## Begin
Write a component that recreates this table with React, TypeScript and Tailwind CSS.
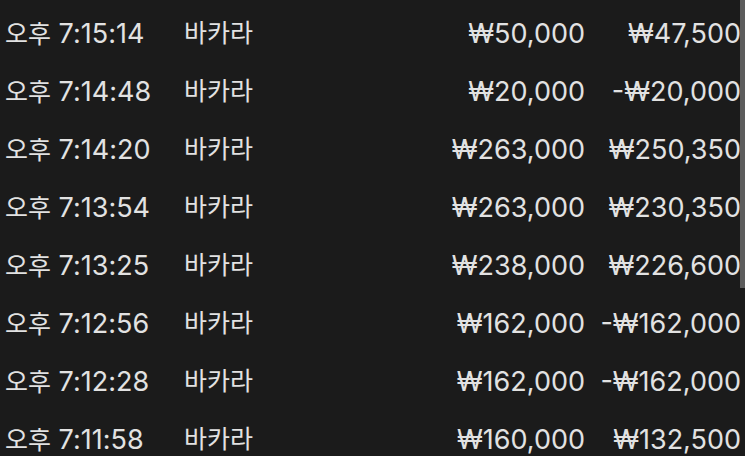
const rows = [
  { time: '7:15:14', game: '바카라', bet: '₩50,000', payout: '₩47,500' },
  { time: '7:14:48', game: '바카라', bet: '₩20,000', payout: '-₩20,000' },
  { time: '7:14:20', game: '바카라', bet: '₩263,000', payout: '₩250,350' },
  { time: '7:13:54', game: '바카라', bet: '₩263,000', payout: '₩230,350' },
  { time: '7:13:25', game: '바카라', bet: '₩238,000', payout: '₩226,600' },
  { time: '7:12:56', game: '바카라', bet: '₩162,000', payout: '-₩162,000' },
  { time: '7:12:28', game: '바카라', bet: '₩162,000', payout: '-₩162,000' },
  { time: '7:11:58', game: '바카라', bet: '₩160,000', payout: '₩132,500' },
]

export default function App() {
  return (
    <div className="relative w-[745px] h-[456px] overflow-hidden bg-[#1b1b1b] text-[#e2e2e2] text-[27px] [font-family:Inter,'Noto_Sans_CJK_KR',sans-serif]">
      <div className="pt-[5px]">
        {rows.map((r, i) => (
          <div key={i} className="flex items-center h-[58px]">
            <span className="w-[184px] pl-[5px] shrink-0 whitespace-nowrap">
              <span className="text-[25px]">오후</span> {r.time}
            </span>
            <span className="w-[215px] shrink-0 whitespace-nowrap text-[25px]">{r.game}</span>
            <span className="w-[186px] shrink-0 text-right whitespace-nowrap">{r.bet}</span>
            <span className="w-[156px] shrink-0 text-right whitespace-nowrap">{r.payout}</span>
          </div>
        ))}
      </div>
      {/* scrollbar */}
      <div className="absolute right-0 top-0 w-[5px] h-[288px] bg-[#5c5c5c]" />
    </div>
  )
}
## End
** WRITTEN TASK **
Print out the material word for word, omitting the pictures.

** EXERCISE RESULT **
Write a component that recreates this table with React, TypeScript and Tailwind CSS.
const rows = [
  { time: '7:15:14', game: '바카라', bet: '₩50,000', payout: '₩47,500' },
  { time: '7:14:48', game: '바카라', bet: '₩20,000', payout: '-₩20,000' },
  { time: '7:14:20', game: '바카라', bet: '₩263,000', payout: '₩250,350' },
  { time: '7:13:54', game: '바카라', bet: '₩263,000', payout: '₩230,350' },
  { time: '7:13:25', game: '바카라', bet: '₩238,000', payout: '₩226,600' },
  { time: '7:12:56', game: '바카라', bet: '₩162,000', payout: '-₩162,000' },
  { time: '7:12:28', game: '바카라', bet: '₩162,000', payout: '-₩162,000' },
  { time: '7:11:58', game: '바카라', bet: '₩160,000', payout: '₩132,500' },
]

export default function App() {
  return (
    <div className="relative w-[745px] h-[456px] overflow-hidden bg-[#1b1b1b] text-[#e2e2e2] text-[27px] [font-family:Inter,'Noto_Sans_CJK_KR',sans-serif]">
      <div className="pt-[5px]">
        {rows.map((r, i) => (
          <div key={i} className="flex items-center h-[58px]">
            <span className="w-[184px] pl-[5px] shrink-0 whitespace-nowrap">
              <span className="text-[25px]">오후</span> {r.time}
            </span>
            <span className="w-[215px] shrink-0 whitespace-nowrap text-[25px]">{r.game}</span>
            <span className="w-[186px] shrink-0 text-right whitespace-nowrap">{r.bet}</span>
            <span className="w-[156px] shrink-0 text-right whitespace-nowrap">{r.payout}</span>
          </div>
        ))}
      </div>
      {/* scrollbar */}
      <div className="absolute right-0 top-0 w-[5px] h-[288px] bg-[#5c5c5c]" />
    </div>
  )
}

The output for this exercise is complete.